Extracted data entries
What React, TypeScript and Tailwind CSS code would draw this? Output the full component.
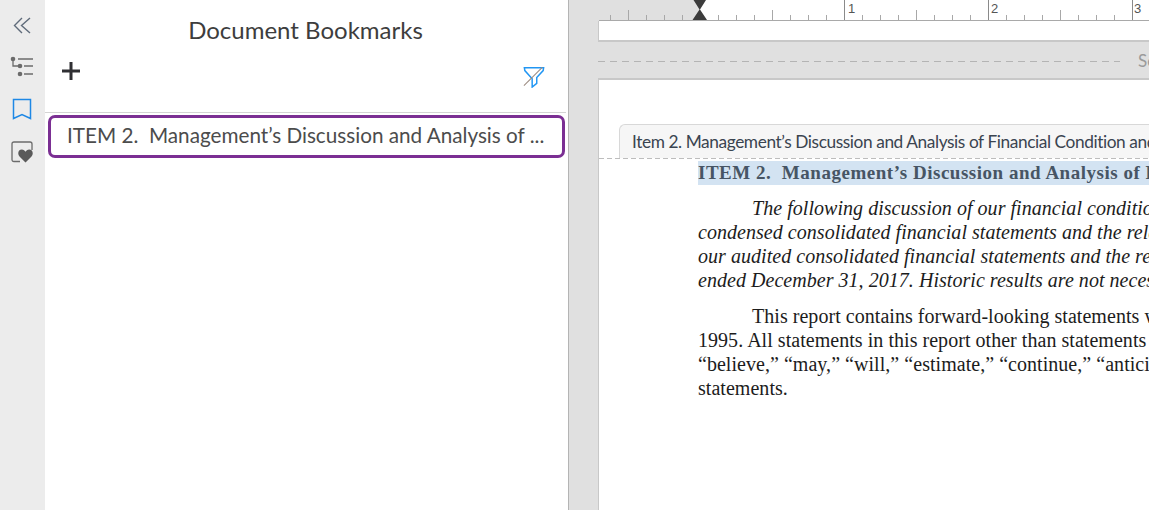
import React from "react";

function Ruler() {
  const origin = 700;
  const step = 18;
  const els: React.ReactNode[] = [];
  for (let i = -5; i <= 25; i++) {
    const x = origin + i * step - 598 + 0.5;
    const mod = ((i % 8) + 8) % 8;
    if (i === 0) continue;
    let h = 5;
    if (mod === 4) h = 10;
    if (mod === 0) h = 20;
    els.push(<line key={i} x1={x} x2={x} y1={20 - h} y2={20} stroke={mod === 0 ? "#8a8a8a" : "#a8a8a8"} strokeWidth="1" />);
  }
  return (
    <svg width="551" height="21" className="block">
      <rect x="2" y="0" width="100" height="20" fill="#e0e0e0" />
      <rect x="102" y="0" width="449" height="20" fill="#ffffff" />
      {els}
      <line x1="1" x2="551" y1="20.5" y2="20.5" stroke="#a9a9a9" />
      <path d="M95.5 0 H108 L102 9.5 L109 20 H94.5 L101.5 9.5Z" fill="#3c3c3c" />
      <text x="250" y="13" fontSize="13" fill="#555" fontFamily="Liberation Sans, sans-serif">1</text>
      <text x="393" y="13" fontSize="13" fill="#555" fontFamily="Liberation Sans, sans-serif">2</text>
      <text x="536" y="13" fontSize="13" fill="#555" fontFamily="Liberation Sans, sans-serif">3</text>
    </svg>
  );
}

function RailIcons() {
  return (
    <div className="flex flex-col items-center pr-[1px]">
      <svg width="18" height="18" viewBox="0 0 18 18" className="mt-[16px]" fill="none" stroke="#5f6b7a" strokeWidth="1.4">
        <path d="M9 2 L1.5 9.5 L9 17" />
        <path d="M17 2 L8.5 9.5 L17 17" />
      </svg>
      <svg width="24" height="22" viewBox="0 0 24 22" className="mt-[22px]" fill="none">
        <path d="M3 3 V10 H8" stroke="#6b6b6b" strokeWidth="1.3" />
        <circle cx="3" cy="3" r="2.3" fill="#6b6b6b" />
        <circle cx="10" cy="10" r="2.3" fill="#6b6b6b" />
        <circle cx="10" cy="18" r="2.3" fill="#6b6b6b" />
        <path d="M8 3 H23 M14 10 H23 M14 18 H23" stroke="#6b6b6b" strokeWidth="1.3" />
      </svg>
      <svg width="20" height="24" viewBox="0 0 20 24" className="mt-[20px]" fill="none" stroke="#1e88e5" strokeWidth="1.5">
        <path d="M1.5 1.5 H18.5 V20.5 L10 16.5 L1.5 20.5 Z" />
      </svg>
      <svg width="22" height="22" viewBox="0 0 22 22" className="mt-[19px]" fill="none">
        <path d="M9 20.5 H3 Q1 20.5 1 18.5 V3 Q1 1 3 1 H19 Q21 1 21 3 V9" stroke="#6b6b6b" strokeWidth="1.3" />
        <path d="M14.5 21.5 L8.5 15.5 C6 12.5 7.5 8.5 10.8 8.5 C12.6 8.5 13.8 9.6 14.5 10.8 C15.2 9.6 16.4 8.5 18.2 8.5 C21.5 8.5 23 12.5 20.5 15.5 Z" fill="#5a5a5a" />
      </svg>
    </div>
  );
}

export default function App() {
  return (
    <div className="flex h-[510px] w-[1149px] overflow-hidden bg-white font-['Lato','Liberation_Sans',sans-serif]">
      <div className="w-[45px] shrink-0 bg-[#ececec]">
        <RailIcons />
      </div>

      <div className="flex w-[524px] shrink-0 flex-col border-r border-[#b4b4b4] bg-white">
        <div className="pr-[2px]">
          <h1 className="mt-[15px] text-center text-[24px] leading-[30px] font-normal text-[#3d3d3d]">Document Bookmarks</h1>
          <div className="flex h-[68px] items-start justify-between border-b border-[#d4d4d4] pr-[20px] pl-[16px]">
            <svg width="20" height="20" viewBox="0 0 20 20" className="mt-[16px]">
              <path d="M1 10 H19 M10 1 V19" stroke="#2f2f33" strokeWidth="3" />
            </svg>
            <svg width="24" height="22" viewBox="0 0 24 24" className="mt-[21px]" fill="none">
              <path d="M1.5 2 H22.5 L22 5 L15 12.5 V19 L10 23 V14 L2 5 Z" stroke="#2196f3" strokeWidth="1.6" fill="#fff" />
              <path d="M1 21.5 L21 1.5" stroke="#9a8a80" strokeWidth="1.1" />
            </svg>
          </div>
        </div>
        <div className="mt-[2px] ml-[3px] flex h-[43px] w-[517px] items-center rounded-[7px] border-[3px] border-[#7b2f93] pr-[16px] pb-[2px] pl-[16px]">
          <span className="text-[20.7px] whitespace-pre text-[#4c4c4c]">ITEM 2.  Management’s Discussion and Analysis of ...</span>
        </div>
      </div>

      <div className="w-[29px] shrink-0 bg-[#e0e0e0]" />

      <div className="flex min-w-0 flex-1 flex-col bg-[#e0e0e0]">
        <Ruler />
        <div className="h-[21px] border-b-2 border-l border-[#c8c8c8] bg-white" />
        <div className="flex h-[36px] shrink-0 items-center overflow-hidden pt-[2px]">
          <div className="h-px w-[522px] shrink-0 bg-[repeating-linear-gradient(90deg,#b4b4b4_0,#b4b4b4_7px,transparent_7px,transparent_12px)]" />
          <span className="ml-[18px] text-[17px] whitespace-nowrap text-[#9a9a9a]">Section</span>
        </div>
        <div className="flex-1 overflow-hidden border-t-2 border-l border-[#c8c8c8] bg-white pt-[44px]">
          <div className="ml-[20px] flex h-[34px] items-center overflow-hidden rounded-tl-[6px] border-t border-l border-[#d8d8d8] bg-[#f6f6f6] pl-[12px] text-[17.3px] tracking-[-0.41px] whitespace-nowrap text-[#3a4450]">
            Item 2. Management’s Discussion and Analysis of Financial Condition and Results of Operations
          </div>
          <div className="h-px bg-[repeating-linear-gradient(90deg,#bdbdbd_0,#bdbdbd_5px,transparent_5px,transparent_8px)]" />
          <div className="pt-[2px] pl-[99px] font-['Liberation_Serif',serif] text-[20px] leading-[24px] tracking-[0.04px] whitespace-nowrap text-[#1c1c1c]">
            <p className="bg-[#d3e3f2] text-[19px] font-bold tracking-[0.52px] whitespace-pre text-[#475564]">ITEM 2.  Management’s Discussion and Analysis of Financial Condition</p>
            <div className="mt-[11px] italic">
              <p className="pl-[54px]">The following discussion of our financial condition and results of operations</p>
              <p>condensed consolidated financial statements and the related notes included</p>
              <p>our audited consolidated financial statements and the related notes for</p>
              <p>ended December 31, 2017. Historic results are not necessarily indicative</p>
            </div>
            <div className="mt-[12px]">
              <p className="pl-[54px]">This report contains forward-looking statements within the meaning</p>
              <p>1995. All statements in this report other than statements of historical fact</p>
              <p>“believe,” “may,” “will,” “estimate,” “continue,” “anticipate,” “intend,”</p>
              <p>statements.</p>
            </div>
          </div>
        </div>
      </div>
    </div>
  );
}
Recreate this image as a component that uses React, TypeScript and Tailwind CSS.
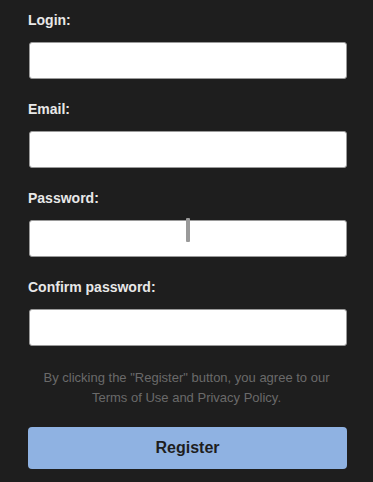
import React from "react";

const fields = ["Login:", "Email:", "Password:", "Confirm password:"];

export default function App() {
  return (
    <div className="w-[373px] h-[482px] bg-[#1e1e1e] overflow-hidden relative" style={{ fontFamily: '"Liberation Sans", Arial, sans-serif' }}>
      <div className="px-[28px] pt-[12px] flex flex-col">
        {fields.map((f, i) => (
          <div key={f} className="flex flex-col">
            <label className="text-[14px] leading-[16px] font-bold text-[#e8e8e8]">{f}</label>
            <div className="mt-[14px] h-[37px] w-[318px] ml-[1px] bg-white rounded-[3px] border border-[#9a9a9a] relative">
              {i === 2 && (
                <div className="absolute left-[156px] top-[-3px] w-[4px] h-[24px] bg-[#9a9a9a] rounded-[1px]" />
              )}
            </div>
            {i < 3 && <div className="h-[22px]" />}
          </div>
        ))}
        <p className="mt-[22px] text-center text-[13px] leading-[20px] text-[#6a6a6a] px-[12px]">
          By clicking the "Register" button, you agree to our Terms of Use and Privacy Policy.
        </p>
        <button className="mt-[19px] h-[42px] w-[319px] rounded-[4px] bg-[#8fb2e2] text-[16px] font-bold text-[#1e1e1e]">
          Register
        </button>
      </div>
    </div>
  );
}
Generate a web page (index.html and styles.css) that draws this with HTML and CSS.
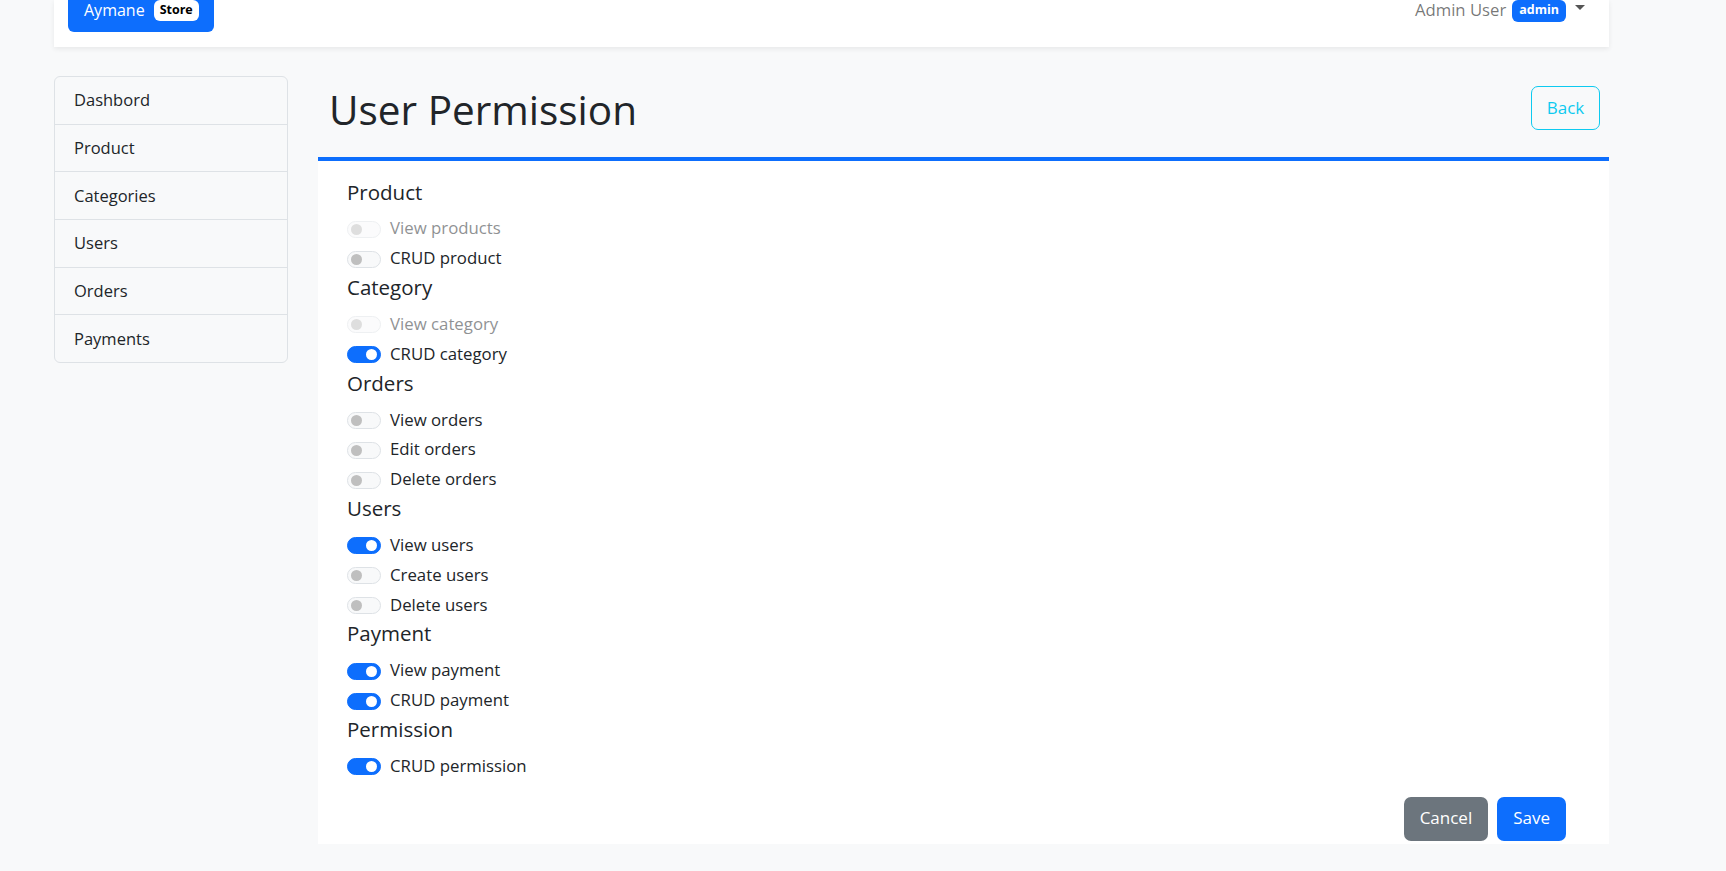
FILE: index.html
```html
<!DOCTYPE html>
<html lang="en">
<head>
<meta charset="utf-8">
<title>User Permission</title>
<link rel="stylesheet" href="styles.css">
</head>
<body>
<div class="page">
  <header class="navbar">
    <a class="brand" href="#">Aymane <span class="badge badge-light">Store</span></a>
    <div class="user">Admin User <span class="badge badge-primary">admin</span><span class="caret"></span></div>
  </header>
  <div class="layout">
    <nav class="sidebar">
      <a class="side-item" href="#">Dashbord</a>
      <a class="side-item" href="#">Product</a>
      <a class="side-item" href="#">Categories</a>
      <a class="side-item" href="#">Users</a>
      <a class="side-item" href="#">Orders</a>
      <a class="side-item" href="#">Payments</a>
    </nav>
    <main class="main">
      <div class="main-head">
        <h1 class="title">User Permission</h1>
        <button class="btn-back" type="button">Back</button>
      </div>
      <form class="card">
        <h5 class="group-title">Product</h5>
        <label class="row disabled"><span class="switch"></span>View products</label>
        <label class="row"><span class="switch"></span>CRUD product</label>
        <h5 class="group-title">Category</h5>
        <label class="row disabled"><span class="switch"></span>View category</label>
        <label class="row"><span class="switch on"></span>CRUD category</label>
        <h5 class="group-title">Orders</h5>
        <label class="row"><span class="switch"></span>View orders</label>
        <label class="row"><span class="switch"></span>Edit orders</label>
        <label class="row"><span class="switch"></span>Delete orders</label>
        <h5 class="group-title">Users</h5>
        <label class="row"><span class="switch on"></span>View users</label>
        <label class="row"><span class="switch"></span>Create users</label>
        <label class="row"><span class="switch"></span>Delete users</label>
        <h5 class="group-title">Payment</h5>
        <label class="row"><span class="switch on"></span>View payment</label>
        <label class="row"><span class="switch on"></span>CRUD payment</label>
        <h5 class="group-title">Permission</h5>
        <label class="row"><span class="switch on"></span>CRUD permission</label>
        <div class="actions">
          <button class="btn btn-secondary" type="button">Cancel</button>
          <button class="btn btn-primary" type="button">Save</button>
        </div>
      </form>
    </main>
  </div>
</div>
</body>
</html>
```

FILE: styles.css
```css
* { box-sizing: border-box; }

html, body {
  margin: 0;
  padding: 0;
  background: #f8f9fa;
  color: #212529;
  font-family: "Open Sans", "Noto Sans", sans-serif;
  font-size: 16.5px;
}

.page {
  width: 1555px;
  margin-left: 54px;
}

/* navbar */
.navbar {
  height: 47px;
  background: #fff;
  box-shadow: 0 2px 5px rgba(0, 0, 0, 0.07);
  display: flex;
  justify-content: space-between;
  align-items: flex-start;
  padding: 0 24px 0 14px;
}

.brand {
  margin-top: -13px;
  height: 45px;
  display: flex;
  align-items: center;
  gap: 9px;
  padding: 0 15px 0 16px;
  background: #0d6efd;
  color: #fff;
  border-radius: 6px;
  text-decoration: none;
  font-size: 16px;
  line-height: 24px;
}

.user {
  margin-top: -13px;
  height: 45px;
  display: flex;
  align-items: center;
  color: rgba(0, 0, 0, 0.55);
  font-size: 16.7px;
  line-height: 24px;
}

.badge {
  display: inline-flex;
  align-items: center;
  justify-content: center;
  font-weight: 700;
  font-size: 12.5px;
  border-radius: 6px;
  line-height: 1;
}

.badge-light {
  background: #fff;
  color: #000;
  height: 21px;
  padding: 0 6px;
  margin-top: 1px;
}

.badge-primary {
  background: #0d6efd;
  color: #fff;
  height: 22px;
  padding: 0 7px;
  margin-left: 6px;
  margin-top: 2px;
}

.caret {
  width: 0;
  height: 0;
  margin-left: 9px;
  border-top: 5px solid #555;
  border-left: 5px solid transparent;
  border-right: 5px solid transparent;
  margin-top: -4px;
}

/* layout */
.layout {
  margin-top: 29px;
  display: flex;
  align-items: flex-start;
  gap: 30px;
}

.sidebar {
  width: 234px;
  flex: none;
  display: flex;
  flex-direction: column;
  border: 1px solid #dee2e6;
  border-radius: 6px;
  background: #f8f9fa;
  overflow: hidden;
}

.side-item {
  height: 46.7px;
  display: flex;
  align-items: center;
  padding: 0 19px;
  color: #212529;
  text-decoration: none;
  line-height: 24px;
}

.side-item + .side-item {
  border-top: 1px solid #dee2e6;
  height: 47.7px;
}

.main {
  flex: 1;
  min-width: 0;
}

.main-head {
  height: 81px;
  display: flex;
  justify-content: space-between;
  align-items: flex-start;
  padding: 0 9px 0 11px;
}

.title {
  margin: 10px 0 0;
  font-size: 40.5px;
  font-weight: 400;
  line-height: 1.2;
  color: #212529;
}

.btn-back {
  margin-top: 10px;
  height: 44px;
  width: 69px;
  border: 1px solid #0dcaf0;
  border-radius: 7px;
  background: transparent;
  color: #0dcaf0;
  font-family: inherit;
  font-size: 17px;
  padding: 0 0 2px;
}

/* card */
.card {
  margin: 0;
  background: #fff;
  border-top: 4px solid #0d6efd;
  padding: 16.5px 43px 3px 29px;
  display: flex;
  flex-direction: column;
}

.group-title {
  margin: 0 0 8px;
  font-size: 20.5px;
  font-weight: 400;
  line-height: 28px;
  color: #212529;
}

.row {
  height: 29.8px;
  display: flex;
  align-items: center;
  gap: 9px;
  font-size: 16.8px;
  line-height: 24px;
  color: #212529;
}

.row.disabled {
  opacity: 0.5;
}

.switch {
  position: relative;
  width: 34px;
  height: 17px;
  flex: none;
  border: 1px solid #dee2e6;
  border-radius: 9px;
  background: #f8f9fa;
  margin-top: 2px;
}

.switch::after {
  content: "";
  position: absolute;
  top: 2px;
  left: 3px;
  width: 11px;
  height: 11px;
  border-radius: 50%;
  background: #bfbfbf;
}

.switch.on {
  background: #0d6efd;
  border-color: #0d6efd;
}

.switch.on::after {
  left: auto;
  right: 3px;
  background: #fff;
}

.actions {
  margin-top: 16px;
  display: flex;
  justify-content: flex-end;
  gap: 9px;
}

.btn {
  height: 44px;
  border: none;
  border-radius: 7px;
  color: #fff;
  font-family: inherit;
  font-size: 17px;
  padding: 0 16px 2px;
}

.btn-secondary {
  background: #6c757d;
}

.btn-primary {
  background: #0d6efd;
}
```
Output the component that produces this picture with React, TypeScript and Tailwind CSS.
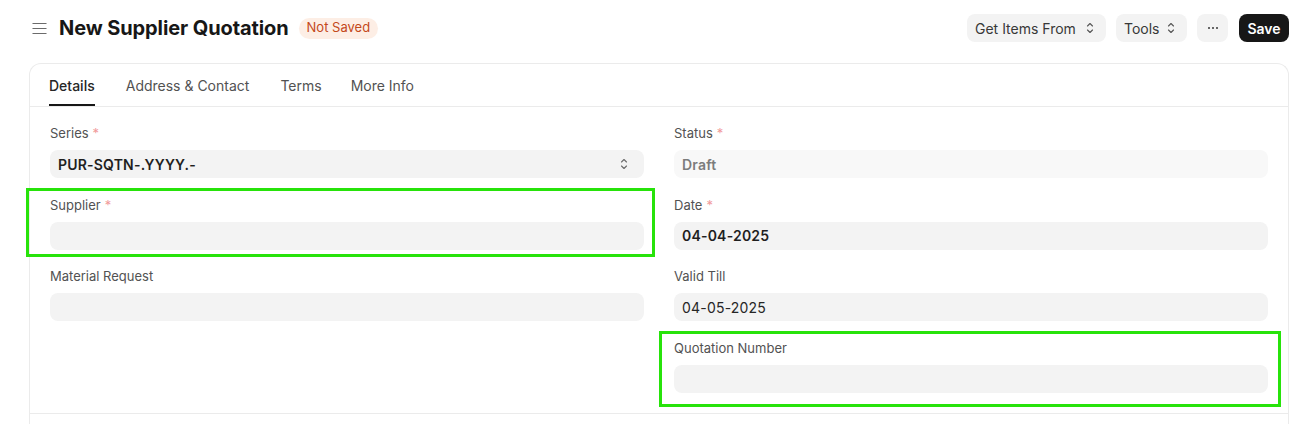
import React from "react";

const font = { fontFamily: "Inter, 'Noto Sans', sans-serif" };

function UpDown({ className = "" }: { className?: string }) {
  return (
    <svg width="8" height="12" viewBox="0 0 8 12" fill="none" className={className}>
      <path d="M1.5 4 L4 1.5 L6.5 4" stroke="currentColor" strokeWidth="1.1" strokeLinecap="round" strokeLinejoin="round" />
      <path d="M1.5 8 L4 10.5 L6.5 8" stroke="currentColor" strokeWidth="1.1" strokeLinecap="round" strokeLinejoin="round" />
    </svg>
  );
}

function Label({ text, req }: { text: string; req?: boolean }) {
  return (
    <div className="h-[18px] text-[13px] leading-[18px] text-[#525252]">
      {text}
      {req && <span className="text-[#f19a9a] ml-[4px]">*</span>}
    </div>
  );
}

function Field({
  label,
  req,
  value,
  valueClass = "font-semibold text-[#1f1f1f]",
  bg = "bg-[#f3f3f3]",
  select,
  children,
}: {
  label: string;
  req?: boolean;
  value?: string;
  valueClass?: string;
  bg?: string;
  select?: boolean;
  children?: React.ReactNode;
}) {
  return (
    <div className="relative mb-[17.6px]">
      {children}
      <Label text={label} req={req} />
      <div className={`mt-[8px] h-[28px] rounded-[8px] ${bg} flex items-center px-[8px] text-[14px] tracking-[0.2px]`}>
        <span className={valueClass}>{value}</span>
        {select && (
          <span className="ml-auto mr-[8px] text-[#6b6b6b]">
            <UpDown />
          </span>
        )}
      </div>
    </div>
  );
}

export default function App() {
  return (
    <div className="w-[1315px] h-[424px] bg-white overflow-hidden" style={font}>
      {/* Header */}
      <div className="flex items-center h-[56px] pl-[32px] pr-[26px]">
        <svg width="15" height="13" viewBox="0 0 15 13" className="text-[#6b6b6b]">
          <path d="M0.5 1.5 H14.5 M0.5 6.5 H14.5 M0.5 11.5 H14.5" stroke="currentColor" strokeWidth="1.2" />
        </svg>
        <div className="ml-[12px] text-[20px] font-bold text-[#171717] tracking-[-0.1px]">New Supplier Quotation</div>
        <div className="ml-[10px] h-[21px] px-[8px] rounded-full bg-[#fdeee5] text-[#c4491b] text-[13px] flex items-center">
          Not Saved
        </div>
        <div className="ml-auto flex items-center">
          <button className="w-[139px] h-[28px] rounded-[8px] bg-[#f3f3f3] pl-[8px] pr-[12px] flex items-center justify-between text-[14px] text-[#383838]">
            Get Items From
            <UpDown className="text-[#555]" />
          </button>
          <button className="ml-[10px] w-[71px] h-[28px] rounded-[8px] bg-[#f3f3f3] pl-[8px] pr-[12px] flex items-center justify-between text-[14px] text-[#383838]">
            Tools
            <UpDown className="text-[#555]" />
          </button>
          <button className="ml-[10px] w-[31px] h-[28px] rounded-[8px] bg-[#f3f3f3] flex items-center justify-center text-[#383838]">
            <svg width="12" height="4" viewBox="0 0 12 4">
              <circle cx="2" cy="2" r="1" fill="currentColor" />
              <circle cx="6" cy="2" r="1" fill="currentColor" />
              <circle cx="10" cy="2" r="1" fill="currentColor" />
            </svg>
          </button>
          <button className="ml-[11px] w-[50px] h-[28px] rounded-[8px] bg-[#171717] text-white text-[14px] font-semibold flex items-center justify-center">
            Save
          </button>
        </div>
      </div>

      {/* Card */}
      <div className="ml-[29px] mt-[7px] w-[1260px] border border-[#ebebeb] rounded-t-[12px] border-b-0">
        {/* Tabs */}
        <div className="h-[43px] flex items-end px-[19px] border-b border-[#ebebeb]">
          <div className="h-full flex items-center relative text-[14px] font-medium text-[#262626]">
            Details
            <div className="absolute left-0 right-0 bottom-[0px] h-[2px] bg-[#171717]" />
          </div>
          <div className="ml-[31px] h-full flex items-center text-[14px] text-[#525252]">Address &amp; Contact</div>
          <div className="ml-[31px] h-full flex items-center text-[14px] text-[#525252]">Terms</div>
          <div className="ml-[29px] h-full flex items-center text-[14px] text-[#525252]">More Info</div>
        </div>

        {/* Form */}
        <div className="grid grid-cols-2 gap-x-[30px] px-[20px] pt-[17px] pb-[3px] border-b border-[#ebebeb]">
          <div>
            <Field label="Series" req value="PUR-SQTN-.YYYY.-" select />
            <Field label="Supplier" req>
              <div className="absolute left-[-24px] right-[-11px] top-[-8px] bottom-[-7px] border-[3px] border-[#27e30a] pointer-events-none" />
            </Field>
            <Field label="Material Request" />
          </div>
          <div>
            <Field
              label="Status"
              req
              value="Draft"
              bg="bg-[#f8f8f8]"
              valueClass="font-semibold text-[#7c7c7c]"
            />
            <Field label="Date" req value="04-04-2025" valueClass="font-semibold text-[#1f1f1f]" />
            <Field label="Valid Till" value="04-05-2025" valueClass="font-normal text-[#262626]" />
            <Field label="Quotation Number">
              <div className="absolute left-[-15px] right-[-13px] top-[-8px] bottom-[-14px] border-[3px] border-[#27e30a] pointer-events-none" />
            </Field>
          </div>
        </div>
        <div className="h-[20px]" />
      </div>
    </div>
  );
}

**PROBLEM DESCRIPTION**
Copy out every line from the material above in which the word "TypeScript" appears.

**TASK SOLUTION**
What React, TypeScript and Tailwind CSS code would draw this? Output the full component.
Recreate this image as a component that uses React, TypeScript and Tailwind CSS.
Output the component that produces this picture with React, TypeScript and Tailwind CSS.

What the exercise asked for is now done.